Sunday, 10 March 2013

Les Miserables: Grantaire and Enjolras - More than Friends?

I saw this discussion on Goodreads, and I was actually going to answer it right away there, but I realised that my answer has become too long. This is indeed an interesting issue, especially if you watch what the fans are doing in Tumblr. Somehow Enjolras/Grantaire has become increasingly popular. Is it true, though, that they are more than friends? Here's my opinion.

I seriously disagree with those who think that they are homosexuals. No! But their relationship is of course special, from a point that their beliefs are as far as the north to the south.

Honestly, what is more important and interesting from the Friends of the ABC aside from their differences in opinions and ideologies and still, they fight together for the things they believe in. Combeferre believes in education, Courfeyrac in human being, and so on. Without that aspect, the Friends would be no more than a bunch of kids hanging out in a cafe, chatting and having fun. But the fact that they believe and fight for what they believe in, makes them special.

Enjolras is one side of the extreme. His whole life revolves around the Republic. His mother is the Republic, his mistress is Patria. What could be clearer than that? Leave alone love, he doesn't even care about his life when it comes to the nation.

Enjolras' brightness and radiance attract Grantaire. He's a nihilist. He doesn't want to believe in ANYTHING – except Enjolras. Enjolras is capable of being a leader and of inspiring people that all his friends – even Grantaire – see him as a great person. Rather than 'love', it's more like idolatry, or even 'fanboying' of some sort. Enjolras, on the other hand, despises Grantaire's lack of belief, and hates his comments about others'.

That's it.

What makes it sounds so "romantic" is of course the fact that this admiration is not mutual. The story now becomes, "Grantaire loves Enjolras deeply but he doesn't seem to care, whilst deep inside Enjolras loves him all the same." It's not canon, and not likely to happen, even in alternate universe, if both Enjolras and Grantaire stay true to their characters.

Another thing that support the 'theory' that there might be something between them is the musical. On stage, some Enjolras become extremely friendly with Grantaire. It's not Hugo-supported, and it is done so on stage to express the weird friendship between the two, just like Grantaire's lines "will the world remember you when you fall/can it be your death means nothing at all/is your life just one more lie" are put there to make it clear that Grantaire doesn't believe in any of those.

Ramin Karimloo and Hadley Fraser as Enjolras and Grantaire
in Les Miserables musical
“But they died holding hands,” some might say. Isn't it touching? Very. I'd proudly say that I cried reading it. For once, and the last time, Enjolras views Grantaire as a worthy friend. Is it “romantic”? Read the passage in 16th century view point. It's not even close.

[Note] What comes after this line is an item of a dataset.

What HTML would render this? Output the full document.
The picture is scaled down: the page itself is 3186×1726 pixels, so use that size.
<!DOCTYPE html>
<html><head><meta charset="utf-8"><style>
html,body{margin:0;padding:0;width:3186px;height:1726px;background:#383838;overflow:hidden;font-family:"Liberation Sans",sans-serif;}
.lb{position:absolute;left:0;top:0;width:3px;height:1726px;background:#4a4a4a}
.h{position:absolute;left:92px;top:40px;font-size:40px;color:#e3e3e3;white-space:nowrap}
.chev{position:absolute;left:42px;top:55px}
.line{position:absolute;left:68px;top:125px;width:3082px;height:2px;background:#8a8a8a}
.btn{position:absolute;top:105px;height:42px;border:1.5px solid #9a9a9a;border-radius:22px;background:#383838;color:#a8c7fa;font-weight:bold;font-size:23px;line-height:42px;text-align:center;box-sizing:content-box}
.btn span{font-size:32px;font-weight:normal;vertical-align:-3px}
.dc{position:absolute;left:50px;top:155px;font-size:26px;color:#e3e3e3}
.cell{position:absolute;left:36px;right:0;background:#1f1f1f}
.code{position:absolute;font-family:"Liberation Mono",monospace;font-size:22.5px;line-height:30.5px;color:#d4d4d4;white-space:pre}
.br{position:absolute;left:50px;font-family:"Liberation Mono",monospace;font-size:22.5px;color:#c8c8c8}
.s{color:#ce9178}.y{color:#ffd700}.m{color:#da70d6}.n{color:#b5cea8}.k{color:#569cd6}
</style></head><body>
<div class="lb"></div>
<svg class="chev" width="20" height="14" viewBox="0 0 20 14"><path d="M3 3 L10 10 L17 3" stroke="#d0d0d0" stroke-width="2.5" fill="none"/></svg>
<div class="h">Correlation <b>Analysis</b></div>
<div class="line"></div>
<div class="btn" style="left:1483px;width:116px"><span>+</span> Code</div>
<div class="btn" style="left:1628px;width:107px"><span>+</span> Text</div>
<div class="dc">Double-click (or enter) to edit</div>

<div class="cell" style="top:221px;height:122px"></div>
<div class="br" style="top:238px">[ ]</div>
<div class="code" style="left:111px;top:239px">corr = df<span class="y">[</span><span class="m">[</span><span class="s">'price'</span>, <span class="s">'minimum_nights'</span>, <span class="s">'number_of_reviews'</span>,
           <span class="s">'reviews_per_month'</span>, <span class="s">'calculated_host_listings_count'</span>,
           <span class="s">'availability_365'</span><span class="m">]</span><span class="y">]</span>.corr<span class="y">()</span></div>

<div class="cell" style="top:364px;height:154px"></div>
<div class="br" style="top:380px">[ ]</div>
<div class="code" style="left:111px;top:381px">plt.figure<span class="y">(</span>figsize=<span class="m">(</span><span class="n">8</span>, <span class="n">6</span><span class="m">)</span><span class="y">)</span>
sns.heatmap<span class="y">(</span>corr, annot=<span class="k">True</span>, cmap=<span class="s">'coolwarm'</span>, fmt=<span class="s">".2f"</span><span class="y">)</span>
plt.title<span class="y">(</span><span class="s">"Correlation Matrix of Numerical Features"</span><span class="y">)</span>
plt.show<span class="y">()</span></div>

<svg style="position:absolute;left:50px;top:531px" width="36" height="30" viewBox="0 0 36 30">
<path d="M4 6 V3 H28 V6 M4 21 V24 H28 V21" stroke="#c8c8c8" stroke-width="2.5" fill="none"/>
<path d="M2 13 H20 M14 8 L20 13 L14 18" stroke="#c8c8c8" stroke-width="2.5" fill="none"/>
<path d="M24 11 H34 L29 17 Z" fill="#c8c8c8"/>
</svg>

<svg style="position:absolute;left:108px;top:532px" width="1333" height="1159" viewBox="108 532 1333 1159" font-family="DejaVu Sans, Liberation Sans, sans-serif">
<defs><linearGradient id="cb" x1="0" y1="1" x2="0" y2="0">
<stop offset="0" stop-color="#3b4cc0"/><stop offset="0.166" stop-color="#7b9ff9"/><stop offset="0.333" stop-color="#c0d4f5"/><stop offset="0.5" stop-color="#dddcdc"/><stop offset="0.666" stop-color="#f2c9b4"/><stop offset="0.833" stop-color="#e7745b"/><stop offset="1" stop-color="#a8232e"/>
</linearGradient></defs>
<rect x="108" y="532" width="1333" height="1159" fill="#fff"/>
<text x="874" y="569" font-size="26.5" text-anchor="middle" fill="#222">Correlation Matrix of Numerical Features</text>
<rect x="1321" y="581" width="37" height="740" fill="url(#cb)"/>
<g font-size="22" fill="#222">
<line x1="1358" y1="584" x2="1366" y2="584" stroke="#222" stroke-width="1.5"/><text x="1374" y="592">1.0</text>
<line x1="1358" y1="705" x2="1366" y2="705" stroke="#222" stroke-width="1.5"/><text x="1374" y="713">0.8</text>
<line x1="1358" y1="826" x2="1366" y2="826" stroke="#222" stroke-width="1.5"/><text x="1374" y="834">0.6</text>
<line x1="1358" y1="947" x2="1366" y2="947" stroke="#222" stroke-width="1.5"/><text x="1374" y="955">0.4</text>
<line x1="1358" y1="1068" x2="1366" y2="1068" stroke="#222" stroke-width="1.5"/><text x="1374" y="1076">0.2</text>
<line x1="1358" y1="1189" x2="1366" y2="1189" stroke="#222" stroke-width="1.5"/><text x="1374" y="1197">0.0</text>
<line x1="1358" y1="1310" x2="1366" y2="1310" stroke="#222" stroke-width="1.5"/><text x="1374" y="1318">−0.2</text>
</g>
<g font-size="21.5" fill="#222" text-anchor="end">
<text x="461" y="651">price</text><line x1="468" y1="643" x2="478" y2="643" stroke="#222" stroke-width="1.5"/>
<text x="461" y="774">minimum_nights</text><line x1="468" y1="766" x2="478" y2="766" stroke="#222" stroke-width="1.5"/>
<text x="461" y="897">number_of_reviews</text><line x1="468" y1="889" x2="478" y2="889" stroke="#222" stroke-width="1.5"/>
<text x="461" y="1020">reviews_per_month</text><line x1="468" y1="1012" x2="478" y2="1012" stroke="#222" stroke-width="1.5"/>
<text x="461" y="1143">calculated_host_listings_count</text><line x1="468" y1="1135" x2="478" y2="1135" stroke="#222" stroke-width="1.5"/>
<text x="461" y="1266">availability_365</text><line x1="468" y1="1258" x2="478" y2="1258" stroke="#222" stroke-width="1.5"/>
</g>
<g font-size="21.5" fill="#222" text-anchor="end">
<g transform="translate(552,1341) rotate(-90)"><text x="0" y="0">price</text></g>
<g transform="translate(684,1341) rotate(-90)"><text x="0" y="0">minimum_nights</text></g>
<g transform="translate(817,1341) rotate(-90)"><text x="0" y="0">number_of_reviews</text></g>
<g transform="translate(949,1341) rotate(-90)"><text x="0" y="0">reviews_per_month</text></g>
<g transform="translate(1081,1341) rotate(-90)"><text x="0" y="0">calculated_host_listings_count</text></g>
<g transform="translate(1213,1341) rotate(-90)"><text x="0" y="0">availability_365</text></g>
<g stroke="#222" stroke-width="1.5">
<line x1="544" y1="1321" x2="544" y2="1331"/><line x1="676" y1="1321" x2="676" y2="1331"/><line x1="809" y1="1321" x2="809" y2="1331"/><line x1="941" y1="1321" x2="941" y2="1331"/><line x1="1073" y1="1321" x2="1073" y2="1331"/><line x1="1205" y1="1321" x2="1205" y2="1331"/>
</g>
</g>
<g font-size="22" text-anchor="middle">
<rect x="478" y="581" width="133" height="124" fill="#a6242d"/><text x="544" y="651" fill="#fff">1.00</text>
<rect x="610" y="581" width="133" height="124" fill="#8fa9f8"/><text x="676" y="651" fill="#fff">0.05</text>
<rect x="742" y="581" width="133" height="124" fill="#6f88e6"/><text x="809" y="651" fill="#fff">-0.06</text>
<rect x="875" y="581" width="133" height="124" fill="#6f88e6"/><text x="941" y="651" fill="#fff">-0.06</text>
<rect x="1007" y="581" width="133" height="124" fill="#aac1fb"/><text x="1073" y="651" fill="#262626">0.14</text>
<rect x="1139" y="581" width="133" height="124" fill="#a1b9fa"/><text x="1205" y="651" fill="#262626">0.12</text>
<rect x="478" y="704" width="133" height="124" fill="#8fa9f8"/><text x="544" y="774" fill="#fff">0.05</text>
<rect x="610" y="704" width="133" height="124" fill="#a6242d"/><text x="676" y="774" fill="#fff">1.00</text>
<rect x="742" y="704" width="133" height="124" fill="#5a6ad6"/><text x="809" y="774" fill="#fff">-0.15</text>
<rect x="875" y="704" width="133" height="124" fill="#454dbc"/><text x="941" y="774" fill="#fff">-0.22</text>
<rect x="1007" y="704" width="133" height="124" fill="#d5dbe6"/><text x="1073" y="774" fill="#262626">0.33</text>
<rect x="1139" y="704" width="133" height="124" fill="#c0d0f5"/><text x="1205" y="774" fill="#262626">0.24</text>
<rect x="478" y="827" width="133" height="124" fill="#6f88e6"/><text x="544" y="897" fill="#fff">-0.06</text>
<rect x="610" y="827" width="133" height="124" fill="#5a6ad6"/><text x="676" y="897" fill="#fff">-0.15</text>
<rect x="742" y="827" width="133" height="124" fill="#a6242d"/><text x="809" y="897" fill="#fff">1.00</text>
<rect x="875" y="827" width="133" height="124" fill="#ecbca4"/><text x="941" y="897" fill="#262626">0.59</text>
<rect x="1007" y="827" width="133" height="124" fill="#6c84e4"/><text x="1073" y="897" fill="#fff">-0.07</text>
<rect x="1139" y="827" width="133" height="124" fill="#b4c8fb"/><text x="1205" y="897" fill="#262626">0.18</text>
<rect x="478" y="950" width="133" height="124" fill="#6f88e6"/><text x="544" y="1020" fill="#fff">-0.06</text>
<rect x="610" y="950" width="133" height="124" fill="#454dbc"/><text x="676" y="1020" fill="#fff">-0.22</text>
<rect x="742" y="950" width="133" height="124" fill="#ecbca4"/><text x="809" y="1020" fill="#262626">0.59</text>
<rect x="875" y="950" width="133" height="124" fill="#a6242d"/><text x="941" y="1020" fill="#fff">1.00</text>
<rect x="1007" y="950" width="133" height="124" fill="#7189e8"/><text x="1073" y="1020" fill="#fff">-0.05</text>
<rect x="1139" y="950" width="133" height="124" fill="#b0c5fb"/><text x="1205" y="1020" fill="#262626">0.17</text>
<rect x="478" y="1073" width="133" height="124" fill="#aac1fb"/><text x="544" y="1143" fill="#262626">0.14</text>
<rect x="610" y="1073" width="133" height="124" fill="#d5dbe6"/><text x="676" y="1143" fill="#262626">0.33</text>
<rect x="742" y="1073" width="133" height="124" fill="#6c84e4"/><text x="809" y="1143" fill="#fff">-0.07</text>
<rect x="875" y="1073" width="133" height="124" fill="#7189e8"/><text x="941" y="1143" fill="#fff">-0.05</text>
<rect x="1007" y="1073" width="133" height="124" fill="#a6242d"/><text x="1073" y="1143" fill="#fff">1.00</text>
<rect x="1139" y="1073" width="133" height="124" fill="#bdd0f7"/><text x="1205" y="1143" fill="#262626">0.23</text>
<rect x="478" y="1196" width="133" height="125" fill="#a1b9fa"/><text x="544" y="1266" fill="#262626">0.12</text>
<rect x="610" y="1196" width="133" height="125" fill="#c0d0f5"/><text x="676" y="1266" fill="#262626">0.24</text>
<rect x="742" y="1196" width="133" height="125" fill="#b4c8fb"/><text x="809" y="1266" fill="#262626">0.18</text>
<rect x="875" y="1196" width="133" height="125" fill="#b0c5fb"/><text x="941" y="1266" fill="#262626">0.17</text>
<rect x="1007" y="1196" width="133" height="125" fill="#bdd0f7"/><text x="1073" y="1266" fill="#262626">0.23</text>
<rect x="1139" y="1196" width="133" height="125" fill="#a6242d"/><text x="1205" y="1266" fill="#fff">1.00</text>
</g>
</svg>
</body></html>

I seriously think people should re-consider what they think about those best-friendships in literature. I've seen people talking about Sherlock and Watson, using ACD's 19th century vocabulary as a proof ('intimate relationship' and so on). At this point, we only need another film played by good-looking actors to make Caesar/Antony or Hamlet/Horatio relationship romantic.  

1 comment:

  1. Oh people these days, they seriously offend great best friends by thinking that those characters are homosexuals. In Great Expectations, Pip shared almost everything he has with his bestfriend Herbert, but does that make them homosexuals? No. In Three Musketeers Athos said "I love you" to d'Artagnan, does he mean it in the romantic way? Definitely not.

    Of course everybody is free to imagine the fictional characters in any way they want, but at least they could take some heed to what the author was really trying to say through his work. The same treatment, I think, suits those re-writings that added nonsensical sexual scenes to our best beloved classics.